Return the material word for word. Do not include pictures.
— Start —
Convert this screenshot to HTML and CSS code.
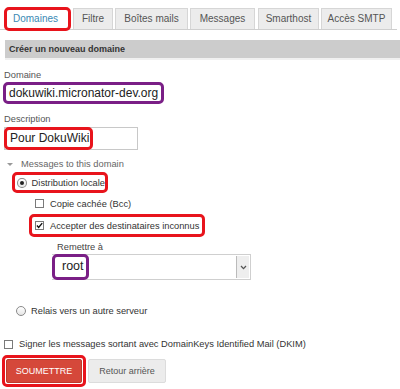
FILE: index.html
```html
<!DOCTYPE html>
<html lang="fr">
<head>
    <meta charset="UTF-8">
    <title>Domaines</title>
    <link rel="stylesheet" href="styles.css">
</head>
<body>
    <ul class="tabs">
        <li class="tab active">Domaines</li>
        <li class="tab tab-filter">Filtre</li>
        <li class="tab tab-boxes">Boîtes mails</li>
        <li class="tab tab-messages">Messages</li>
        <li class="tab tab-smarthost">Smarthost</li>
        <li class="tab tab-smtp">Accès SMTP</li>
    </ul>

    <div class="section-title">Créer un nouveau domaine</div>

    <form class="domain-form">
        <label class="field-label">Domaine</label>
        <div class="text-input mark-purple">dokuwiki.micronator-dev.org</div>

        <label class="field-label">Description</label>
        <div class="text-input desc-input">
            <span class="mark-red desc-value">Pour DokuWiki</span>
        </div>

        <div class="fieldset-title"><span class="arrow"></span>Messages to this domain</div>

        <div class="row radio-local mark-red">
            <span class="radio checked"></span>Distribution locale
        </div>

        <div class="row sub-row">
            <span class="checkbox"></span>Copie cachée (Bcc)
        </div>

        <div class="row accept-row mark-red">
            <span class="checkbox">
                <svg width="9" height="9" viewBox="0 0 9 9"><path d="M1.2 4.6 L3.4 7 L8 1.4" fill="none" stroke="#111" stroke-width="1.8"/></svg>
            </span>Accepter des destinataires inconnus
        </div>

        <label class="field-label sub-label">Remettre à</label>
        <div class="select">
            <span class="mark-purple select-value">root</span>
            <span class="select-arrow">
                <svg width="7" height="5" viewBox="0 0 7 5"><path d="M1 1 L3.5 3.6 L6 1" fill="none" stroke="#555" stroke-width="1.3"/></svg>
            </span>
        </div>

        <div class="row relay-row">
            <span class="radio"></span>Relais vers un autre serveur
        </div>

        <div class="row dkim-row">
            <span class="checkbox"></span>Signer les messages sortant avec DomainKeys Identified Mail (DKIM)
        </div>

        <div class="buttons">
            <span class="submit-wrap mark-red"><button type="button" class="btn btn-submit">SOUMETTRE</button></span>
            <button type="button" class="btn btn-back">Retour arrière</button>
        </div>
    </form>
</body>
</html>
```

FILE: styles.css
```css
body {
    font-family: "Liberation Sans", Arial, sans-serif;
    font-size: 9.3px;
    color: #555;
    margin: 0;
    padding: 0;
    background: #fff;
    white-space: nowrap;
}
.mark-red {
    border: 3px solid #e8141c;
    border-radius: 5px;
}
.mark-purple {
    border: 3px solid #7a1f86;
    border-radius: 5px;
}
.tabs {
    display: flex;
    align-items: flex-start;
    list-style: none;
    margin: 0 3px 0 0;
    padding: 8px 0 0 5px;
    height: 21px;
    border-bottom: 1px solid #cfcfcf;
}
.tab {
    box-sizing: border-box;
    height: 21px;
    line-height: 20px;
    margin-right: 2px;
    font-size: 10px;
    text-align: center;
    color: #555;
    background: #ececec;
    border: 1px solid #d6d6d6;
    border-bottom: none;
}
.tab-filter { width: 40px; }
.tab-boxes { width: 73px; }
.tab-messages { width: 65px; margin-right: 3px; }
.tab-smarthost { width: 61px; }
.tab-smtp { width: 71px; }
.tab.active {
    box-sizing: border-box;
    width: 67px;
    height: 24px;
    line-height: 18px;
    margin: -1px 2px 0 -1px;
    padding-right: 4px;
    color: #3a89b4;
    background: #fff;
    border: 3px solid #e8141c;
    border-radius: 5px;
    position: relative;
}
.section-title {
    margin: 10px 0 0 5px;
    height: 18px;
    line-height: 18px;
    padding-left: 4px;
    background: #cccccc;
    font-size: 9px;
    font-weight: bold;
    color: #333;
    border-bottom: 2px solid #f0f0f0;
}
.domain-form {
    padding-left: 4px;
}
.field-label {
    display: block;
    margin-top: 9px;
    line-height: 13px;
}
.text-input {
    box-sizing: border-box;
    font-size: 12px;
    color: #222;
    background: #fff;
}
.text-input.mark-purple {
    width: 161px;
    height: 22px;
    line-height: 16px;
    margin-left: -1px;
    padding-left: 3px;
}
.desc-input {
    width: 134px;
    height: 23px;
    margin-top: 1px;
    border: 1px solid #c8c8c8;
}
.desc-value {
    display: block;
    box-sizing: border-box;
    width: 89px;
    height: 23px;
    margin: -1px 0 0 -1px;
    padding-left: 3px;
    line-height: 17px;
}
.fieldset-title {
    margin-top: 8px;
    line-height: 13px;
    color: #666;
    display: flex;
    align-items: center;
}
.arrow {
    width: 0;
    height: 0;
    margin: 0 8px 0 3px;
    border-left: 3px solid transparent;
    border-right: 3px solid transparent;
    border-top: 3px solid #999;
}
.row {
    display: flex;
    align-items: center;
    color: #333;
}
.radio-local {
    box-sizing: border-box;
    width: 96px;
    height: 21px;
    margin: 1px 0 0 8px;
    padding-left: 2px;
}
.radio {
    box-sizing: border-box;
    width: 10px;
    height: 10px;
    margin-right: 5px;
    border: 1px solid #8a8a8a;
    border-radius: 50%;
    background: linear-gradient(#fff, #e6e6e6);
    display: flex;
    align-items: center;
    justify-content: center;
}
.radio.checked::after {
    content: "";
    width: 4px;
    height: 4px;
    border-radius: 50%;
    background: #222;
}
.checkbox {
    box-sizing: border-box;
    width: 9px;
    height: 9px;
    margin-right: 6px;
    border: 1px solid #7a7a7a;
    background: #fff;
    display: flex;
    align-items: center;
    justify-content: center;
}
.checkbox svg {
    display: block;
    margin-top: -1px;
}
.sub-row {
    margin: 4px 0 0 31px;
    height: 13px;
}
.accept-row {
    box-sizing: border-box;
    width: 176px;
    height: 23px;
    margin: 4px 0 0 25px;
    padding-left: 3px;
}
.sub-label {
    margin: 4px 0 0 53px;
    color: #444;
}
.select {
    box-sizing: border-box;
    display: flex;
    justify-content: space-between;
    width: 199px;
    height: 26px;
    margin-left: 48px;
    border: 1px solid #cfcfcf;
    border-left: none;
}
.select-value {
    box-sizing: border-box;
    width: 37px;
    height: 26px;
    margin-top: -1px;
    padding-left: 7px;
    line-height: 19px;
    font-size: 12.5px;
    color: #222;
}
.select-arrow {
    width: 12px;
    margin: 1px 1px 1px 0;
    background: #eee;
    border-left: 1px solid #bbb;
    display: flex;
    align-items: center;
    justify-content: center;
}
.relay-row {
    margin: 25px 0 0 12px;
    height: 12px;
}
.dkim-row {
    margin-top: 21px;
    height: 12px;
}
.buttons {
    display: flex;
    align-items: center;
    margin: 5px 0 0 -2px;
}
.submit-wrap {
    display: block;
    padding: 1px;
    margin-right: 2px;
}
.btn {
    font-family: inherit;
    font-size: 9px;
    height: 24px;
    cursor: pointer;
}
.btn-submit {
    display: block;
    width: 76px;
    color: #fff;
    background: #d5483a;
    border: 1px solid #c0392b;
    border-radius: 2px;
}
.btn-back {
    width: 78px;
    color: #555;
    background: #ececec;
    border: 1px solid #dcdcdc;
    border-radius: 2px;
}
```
— End —
**Task response**
Convert this screenshot to HTML and CSS code.
FILE: index.html
```html
<!DOCTYPE html>
<html lang="fr">
<head>
    <meta charset="UTF-8">
    <title>Domaines</title>
    <link rel="stylesheet" href="styles.css">
</head>
<body>
    <ul class="tabs">
        <li class="tab active">Domaines</li>
        <li class="tab tab-filter">Filtre</li>
        <li class="tab tab-boxes">Boîtes mails</li>
        <li class="tab tab-messages">Messages</li>
        <li class="tab tab-smarthost">Smarthost</li>
        <li class="tab tab-smtp">Accès SMTP</li>
    </ul>

    <div class="section-title">Créer un nouveau domaine</div>

    <form class="domain-form">
        <label class="field-label">Domaine</label>
        <div class="text-input mark-purple">dokuwiki.micronator-dev.org</div>

        <label class="field-label">Description</label>
        <div class="text-input desc-input">
            <span class="mark-red desc-value">Pour DokuWiki</span>
        </div>

        <div class="fieldset-title"><span class="arrow"></span>Messages to this domain</div>

        <div class="row radio-local mark-red">
            <span class="radio checked"></span>Distribution locale
        </div>

        <div class="row sub-row">
            <span class="checkbox"></span>Copie cachée (Bcc)
        </div>

        <div class="row accept-row mark-red">
            <span class="checkbox">
                <svg width="9" height="9" viewBox="0 0 9 9"><path d="M1.2 4.6 L3.4 7 L8 1.4" fill="none" stroke="#111" stroke-width="1.8"/></svg>
            </span>Accepter des destinataires inconnus
        </div>

        <label class="field-label sub-label">Remettre à</label>
        <div class="select">
            <span class="mark-purple select-value">root</span>
            <span class="select-arrow">
                <svg width="7" height="5" viewBox="0 0 7 5"><path d="M1 1 L3.5 3.6 L6 1" fill="none" stroke="#555" stroke-width="1.3"/></svg>
            </span>
        </div>

        <div class="row relay-row">
            <span class="radio"></span>Relais vers un autre serveur
        </div>

        <div class="row dkim-row">
            <span class="checkbox"></span>Signer les messages sortant avec DomainKeys Identified Mail (DKIM)
        </div>

        <div class="buttons">
            <span class="submit-wrap mark-red"><button type="button" class="btn btn-submit">SOUMETTRE</button></span>
            <button type="button" class="btn btn-back">Retour arrière</button>
        </div>
    </form>
</body>
</html>
```

FILE: styles.css
```css
body {
    font-family: "Liberation Sans", Arial, sans-serif;
    font-size: 9.3px;
    color: #555;
    margin: 0;
    padding: 0;
    background: #fff;
    white-space: nowrap;
}
.mark-red {
    border: 3px solid #e8141c;
    border-radius: 5px;
}
.mark-purple {
    border: 3px solid #7a1f86;
    border-radius: 5px;
}
.tabs {
    display: flex;
    align-items: flex-start;
    list-style: none;
    margin: 0 3px 0 0;
    padding: 8px 0 0 5px;
    height: 21px;
    border-bottom: 1px solid #cfcfcf;
}
.tab {
    box-sizing: border-box;
    height: 21px;
    line-height: 20px;
    margin-right: 2px;
    font-size: 10px;
    text-align: center;
    color: #555;
    background: #ececec;
    border: 1px solid #d6d6d6;
    border-bottom: none;
}
.tab-filter { width: 40px; }
.tab-boxes { width: 73px; }
.tab-messages { width: 65px; margin-right: 3px; }
.tab-smarthost { width: 61px; }
.tab-smtp { width: 71px; }
.tab.active {
    box-sizing: border-box;
    width: 67px;
    height: 24px;
    line-height: 18px;
    margin: -1px 2px 0 -1px;
    padding-right: 4px;
    color: #3a89b4;
    background: #fff;
    border: 3px solid #e8141c;
    border-radius: 5px;
    position: relative;
}
.section-title {
    margin: 10px 0 0 5px;
    height: 18px;
    line-height: 18px;
    padding-left: 4px;
    background: #cccccc;
    font-size: 9px;
    font-weight: bold;
    color: #333;
    border-bottom: 2px solid #f0f0f0;
}
.domain-form {
    padding-left: 4px;
}
.field-label {
    display: block;
    margin-top: 9px;
    line-height: 13px;
}
.text-input {
    box-sizing: border-box;
    font-size: 12px;
    color: #222;
    background: #fff;
}
.text-input.mark-purple {
    width: 161px;
    height: 22px;
    line-height: 16px;
    margin-left: -1px;
    padding-left: 3px;
}
.desc-input {
    width: 134px;
    height: 23px;
    margin-top: 1px;
    border: 1px solid #c8c8c8;
}
.desc-value {
    display: block;
    box-sizing: border-box;
    width: 89px;
    height: 23px;
    margin: -1px 0 0 -1px;
    padding-left: 3px;
    line-height: 17px;
}
.fieldset-title {
    margin-top: 8px;
    line-height: 13px;
    color: #666;
    display: flex;
    align-items: center;
}
.arrow {
    width: 0;
    height: 0;
    margin: 0 8px 0 3px;
    border-left: 3px solid transparent;
    border-right: 3px solid transparent;
    border-top: 3px solid #999;
}
.row {
    display: flex;
    align-items: center;
    color: #333;
}
.radio-local {
    box-sizing: border-box;
    width: 96px;
    height: 21px;
    margin: 1px 0 0 8px;
    padding-left: 2px;
}
.radio {
    box-sizing: border-box;
    width: 10px;
    height: 10px;
    margin-right: 5px;
    border: 1px solid #8a8a8a;
    border-radius: 50%;
    background: linear-gradient(#fff, #e6e6e6);
    display: flex;
    align-items: center;
    justify-content: center;
}
.radio.checked::after {
    content: "";
    width: 4px;
    height: 4px;
    border-radius: 50%;
    background: #222;
}
.checkbox {
    box-sizing: border-box;
    width: 9px;
    height: 9px;
    margin-right: 6px;
    border: 1px solid #7a7a7a;
    background: #fff;
    display: flex;
    align-items: center;
    justify-content: center;
}
.checkbox svg {
    display: block;
    margin-top: -1px;
}
.sub-row {
    margin: 4px 0 0 31px;
    height: 13px;
}
.accept-row {
    box-sizing: border-box;
    width: 176px;
    height: 23px;
    margin: 4px 0 0 25px;
    padding-left: 3px;
}
.sub-label {
    margin: 4px 0 0 53px;
    color: #444;
}
.select {
    box-sizing: border-box;
    display: flex;
    justify-content: space-between;
    width: 199px;
    height: 26px;
    margin-left: 48px;
    border: 1px solid #cfcfcf;
    border-left: none;
}
.select-value {
    box-sizing: border-box;
    width: 37px;
    height: 26px;
    margin-top: -1px;
    padding-left: 7px;
    line-height: 19px;
    font-size: 12.5px;
    color: #222;
}
.select-arrow {
    width: 12px;
    margin: 1px 1px 1px 0;
    background: #eee;
    border-left: 1px solid #bbb;
    display: flex;
    align-items: center;
    justify-content: center;
}
.relay-row {
    margin: 25px 0 0 12px;
    height: 12px;
}
.dkim-row {
    margin-top: 21px;
    height: 12px;
}
.buttons {
    display: flex;
    align-items: center;
    margin: 5px 0 0 -2px;
}
.submit-wrap {
    display: block;
    padding: 1px;
    margin-right: 2px;
}
.btn {
    font-family: inherit;
    font-size: 9px;
    height: 24px;
    cursor: pointer;
}
.btn-submit {
    display: block;
    width: 76px;
    color: #fff;
    background: #d5483a;
    border: 1px solid #c0392b;
    border-radius: 2px;
}
.btn-back {
    width: 78px;
    color: #555;
    background: #ececec;
    border: 1px solid #dcdcdc;
    border-radius: 2px;
}
```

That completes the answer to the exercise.